With a deadlock developing, sentiment for a compromise candidate appeared. James K. Polk, former speaker of the Tennessee House and former governor of Tennessee, emerged as an acceptable choice and won the nomination on the ninth ballot. It marked the first time in American history that a dark-horse candidate won a presidential nomination.

Upon reading this, questions abound. How did “sentiment for a compromise candidate” appear? Who is responsible for promoting “a compromise” among the delegates? How did Polk “emerge” when he was not in attendance? Further, how does an aspirant—prior to their formal selection (in a caucus, convention, or primary)—become “an acceptable choice” of their party?
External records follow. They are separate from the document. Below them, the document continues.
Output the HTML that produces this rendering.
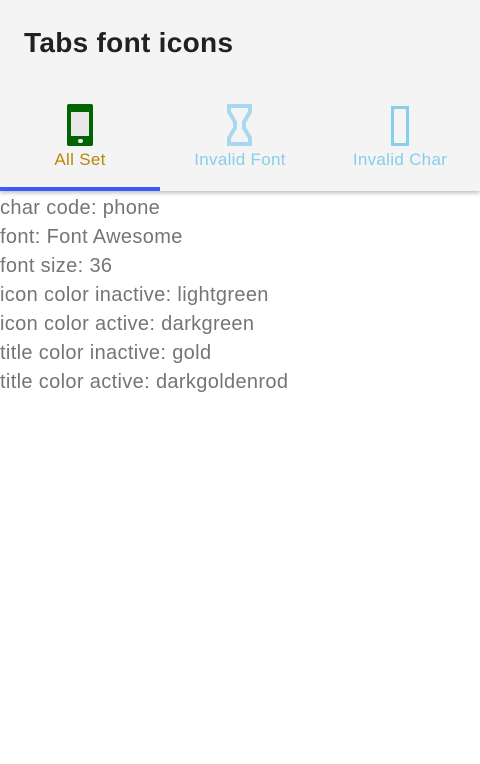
<!DOCTYPE html>
<html><head><meta charset="utf-8"><style>
body{margin:0;width:480px;height:764px;background:#fff;font-family:"Liberation Sans",Roboto,sans-serif;overflow:hidden;position:relative}
.hdr{position:absolute;left:0;top:0;width:480px;height:191px;background:#f4f4f4;box-shadow:0 2px 4px rgba(0,0,0,.25)}
.title{position:absolute;left:24px;top:27px;font-size:28px;font-weight:bold;color:#212121;letter-spacing:0.3px}
.tab{position:absolute;top:92px;width:160px;height:99px;text-align:center}
.lbl{position:absolute;top:58px;width:160px;left:0;font-size:17px;letter-spacing:0.3px}
.ind{position:absolute;left:0;top:187px;width:160px;height:4px;background:#3d5afe}
.lines{position:absolute;left:0;top:194px;font-size:20px;color:#757575;line-height:29px;letter-spacing:0.35px}
</style></head><body>
<div class="hdr">
<div class="title">Tabs font icons</div>
<div class="tab" style="left:0">
 <div style="position:absolute;left:67px;top:12px;width:26px;height:42px;background:#006400;border-radius:2px">
  <div style="position:absolute;left:4px;top:8px;width:18px;height:24px;background:#e8e8e8"></div>
  <div style="position:absolute;left:11px;top:35px;width:5px;height:4px;background:#e8e8e8;border-radius:2px"></div>
 </div>
 <div class="lbl" style="color:#b8860b">All Set</div>
</div>
<div class="tab" style="left:160px">
 <svg style="position:absolute;left:67px;top:12px" width="25" height="42"><path d="M2 2h21v6l-6 10v6l6 10v6H2v-6l6-10v-6L2 8z" fill="none" stroke="#a8d8ee" stroke-width="4"/></svg>
 <div class="lbl" style="color:#87ceeb">Invalid Font</div>
</div>
<div class="tab" style="left:320px">
 <svg style="position:absolute;left:71px;top:14px" width="18" height="40"><rect x="1.5" y="1.5" width="15" height="37" fill="none" stroke="#87ceeb" stroke-width="3"/></svg>
 <div class="lbl" style="color:#87ceeb">Invalid Char</div>
</div>
<div class="ind"></div>
</div>
<div class="lines">char code: phone<br>font: Font Awesome<br>font size: 36<br>icon color inactive: lightgreen<br>icon color active: darkgreen<br>title color inactive: gold<br>title color active: darkgoldenrod</div>
</body></html>
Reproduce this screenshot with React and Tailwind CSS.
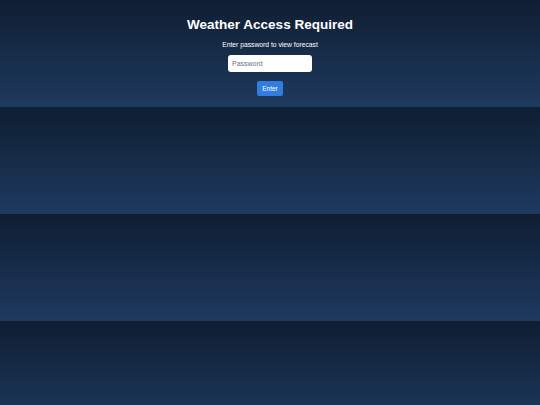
export default function App() {
  return (
    <div
      className="min-h-screen bg-[linear-gradient(180deg,#0f1e32,#1e3a5f)] bg-[length:100%_107px] bg-repeat text-white"
      style={{ fontFamily: '"Liberation Sans", Arial, sans-serif' }}
    >
      <div className="flex flex-col items-center pt-[17px]">
        <h1 className="text-[13.5px] font-bold leading-[16px]">Weather Access Required</h1>
        <p className="mt-[7px] text-[6.75px] leading-[10px]">Enter password to view forecast</p>
        <input
          type="password"
          placeholder="Password"
          className="mt-[5px] h-[17px] w-[84px] rounded-[3px] bg-white px-[4px] text-[7px] text-gray-800 placeholder:text-gray-500 outline-none"
        />
        <button className="mt-[9px] h-[15px] w-[26px] rounded-[2px] bg-[#2f7de1] text-[6.5px] text-white">
          Enter
        </button>
      </div>
    </div>
  );
}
The party development literature provides few insights into these questions because its focus tends to be on who participates in the nomination decision. Marjorie Randon Hershey, writing in a widely used undergraduate text, Party Politics in America, provided a fairly typical account:

For the first 110 years of the American republic, candidates for office were nominated by party caucuses and later, by party conventions. In both cases, it was the leaders and activists of the party organizations who chose the party's nominees, not the rest of the voting public…In the early years…Caucuses of like-minded partisans in Congress…nominate[ed] presidential and vice-presidential candidates…From then [1832] on, through the rest of the century, conventions were the main means of nominating presidential candidates…The Progressives [in the early 1900s] proposed a new way to nominate candidates. Instead of giving party leaders the power to choose, they suggested, let the voters select their party's candidates.

Although there is nothing inaccurate about this depiction of history, presidential aspirants are the objects of these sentences. As passive players in a selection drama, they seem to be acted upon by their parties. They are not the subjects acting, nor are they the stars of their own narratives.